- Born: Brenda Faulkner Slade 30 November 1922 Auckland
- Died: 18 June 1993 (aged 70)
- Known for: Studies of leaf venation
- Scientific career
- Thesis: Development of dicotyledonous leaves with special reference to their venation (1954);
- Doctoral advisor: E. J. H. Corner
- Other academic advisors: Geoff Baylis

= Brenda Shore =

New Zealand botanist (1922–1993)

Brenda Faulkner Shore (née Slade, 30 November 1922 – 18 June 1993) was a New Zealand botanist who attained the rank of Associate Professor before she retired in 1983.

== Early life and education ==
Shore was born in Auckland on 30 November 1922 to parents the Reverend Dr William Slade and Mary Eizabeth Wilhemina Slade née Faulkner. She attended primary school in Napier, and was at school when the 1931 Hawke's Bay earthquake hit, and watched the school's buildings collapse. Shore attended Wellington East Girls' College from 1936–1938, and then Epsom Girls' Grammar School from 1938–1940. In 1940, Shore was awarded the Cheeseman Memorial Prize, a nationally-awarded prize for a botanical project by a secondary school pupil, for a diary project describing the bush and gardens in Pukekohe that included watercolour illustrations.

== University career ==
Brenda enrolled at Auckland University College in 1941, and then at the University of Otago in 1943, from where she graduated with a Bachelor of Science in 1945. In 1945 the Botany Department at Otago was staffed by an assistant lecturer and a professor. John Holloway, the head of department, became suddenly ill and was forced to retire, and the assistant lecturer, Ella Campbell, had already resigned to take a position at Massey University, leaving the department with no teaching staff. The new Head, Geoff Baylis had been appointed but was not released by the Navy until August. Shore and two other recent women botany graduates, Elizabeth Batham and Margaret Cookson, pitched in to keep botany classes running when Holloway was about to cancel all classes for the year. Batham and Cookson delivered the Stage II and III lectures using Holloway's notes, while Shore took all the Stage I lectures and practicals, and laid out the material for senior practicals, and Ann Wylie assisted.

Shore was appointed as Assistant Lecturer in botany in 1945. She graduated with an M.Sc. in botany in 1949 with a thesis entitled Comparative anatomy of the cladode in New Zealand brooms, in which she was supervised by Geoff Baylis.

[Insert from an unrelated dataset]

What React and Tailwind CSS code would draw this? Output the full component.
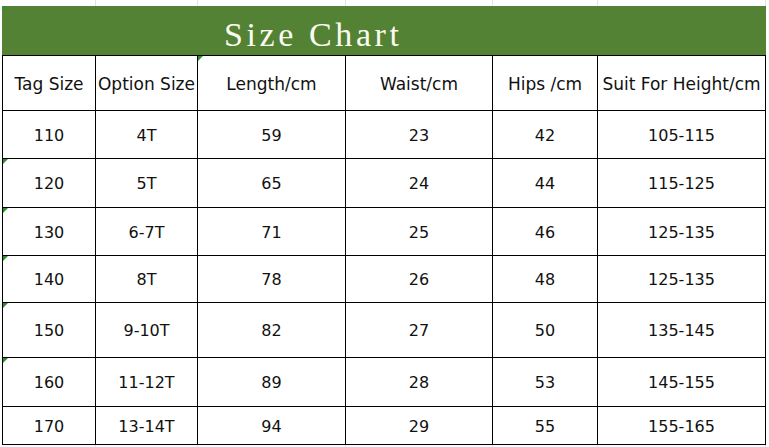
import React from "react";

const COLS = "grid grid-cols-[93px_102px_148px_147px_105px_168px]";

const headers = ["Tag Size", "Option Size", "Length/cm", "Waist/cm", "Hips /cm", "Suit For Height/cm"];

const rows = [
  { h: "h-[48px]", tri: false, d: ["110", "4T", "59", "23", "42", "105-115"] },
  { h: "h-[49px]", tri: true, d: ["120", "5T", "65", "24", "44", "115-125"] },
  { h: "h-[48px]", tri: true, d: ["130", "6-7T", "71", "25", "46", "125-135"] },
  { h: "h-[47px]", tri: true, d: ["140", "8T", "78", "26", "48", "125-135"] },
  { h: "h-[55px]", tri: true, d: ["150", "9-10T", "82", "27", "50", "135-145"] },
  { h: "h-[49px]", tri: true, d: ["160", "11-12T", "89", "28", "53", "145-155"] },
  { h: "h-[38px]", tri: false, d: ["170", "13-14T", "94", "29", "55", "155-165"] },
];

function Tri() {
  return (
    <span className="absolute left-0 top-0 w-0 h-0 border-t-[5px] border-t-[#2f8f2f] border-r-[5px] border-r-transparent" />
  );
}

export default function App() {
  return (
    <div className="w-[769px] h-[447px] bg-white overflow-hidden font-['DejaVu_Sans',sans-serif] text-[#111]">
      {/* faint spreadsheet gridlines above */}
      <div className={`${COLS} h-[6px] ml-[3px]`}>
        {headers.map((_, i) => (
          <div key={i} className="border-r border-[#e3e3e3]" />
        ))}
      </div>

      <div className="ml-[2px] w-[764px] relative">
        {/* title */}
        <div className="relative h-[50px] bg-[#548235] border-b border-black flex items-center pl-[222px] pt-[8px]">
          <Tri />
          <span className="font-['Liberation_Serif',serif] text-[34px] leading-none tracking-[3.6px] text-[#fbfbef]">
            Size Chart
          </span>
        </div>

        <div className="border-l border-black">
          {/* header row */}
          <div className={`${COLS} h-[55px]`}>
            {headers.map((t, i) => (
              <div
                key={i}
                className="relative border-r border-b border-black flex items-center justify-center pt-[4px] text-[17px] whitespace-nowrap"
              >
                {i === 2 && <Tri />}
                {t}
              </div>
            ))}
          </div>

          {rows.map((r, ri) => (
            <div key={ri} className={`${COLS} ${r.h}`}>
              {r.d.map((t, i) => (
                <div
                  key={i}
                  className="relative border-r border-b border-black flex items-center justify-center pt-[2px] text-[16px] whitespace-nowrap"
                >
                  {i === 0 && r.tri && <Tri />}
                  {t}
                </div>
              ))}
            </div>
          ))}
        </div>
      </div>

      {/* faint gridlines below */}
      <div className={`${COLS} h-[3px] ml-[3px]`}>
        {headers.map((_, i) => (
          <div key={i} className="border-r border-[#e3e3e3]" />
        ))}
      </div>
    </div>
  );
}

In 1952 Shore was awarded a Fellowship by the Federation of University Women, the first member of the New Zealand branch to gain one. The fellowship allowed her to undertake postgraduate study at Cambridge University, where she enrolled at Newnham College and in 1954 completed a PhD entitled Development of dicotyledonous leaves with special reference to their venation. She worked under botanist E. J. H. Corner. Shore specialised in leaf development and researched the breeding systems of New Zealand plants.

Back in Dunedin, Shore was promoted to lecturer in 1955, senior lecturer in 1960 and associate professor in 1971. In 1961, Shore took a sabbatical at Duke University in North Carolina, having received a postdoctoral fellowship from the American Association of University Women and a Fulbright Fellowship to assist with travel expenses. At Duke she worked with Jane Philpott on leaf development and lectured on plant anatomy and morphogenesis.

At the time of her retirement in 1983, there were 370 University staff members across seven New Zealand universities at the level of Associate Professor or reader, but only 20 of them were women.

Shore also painted plants, and was an accomplished member of the Otago Art Society, holding a solo exhibition at Abernethy's Gallery in Dunedin in 1982. Shore's 1978 guide to identifying plants and trees around Otago was illustrated with many fine line-drawings by her.

Shore died on 18 June 1993.
== Legacy ==
When she retired in 1983, Shore arranged a scholarship, the Brenda Shore Award for Women, which is $15,000 awarded annually to support women with "passion and energy" for the natural sciences. The Shore family also established the Shore Trust, which supports botany research at the University. In 2017 Shore was selected as one of the Royal Society Te Apārangi's 150 women in 150 words.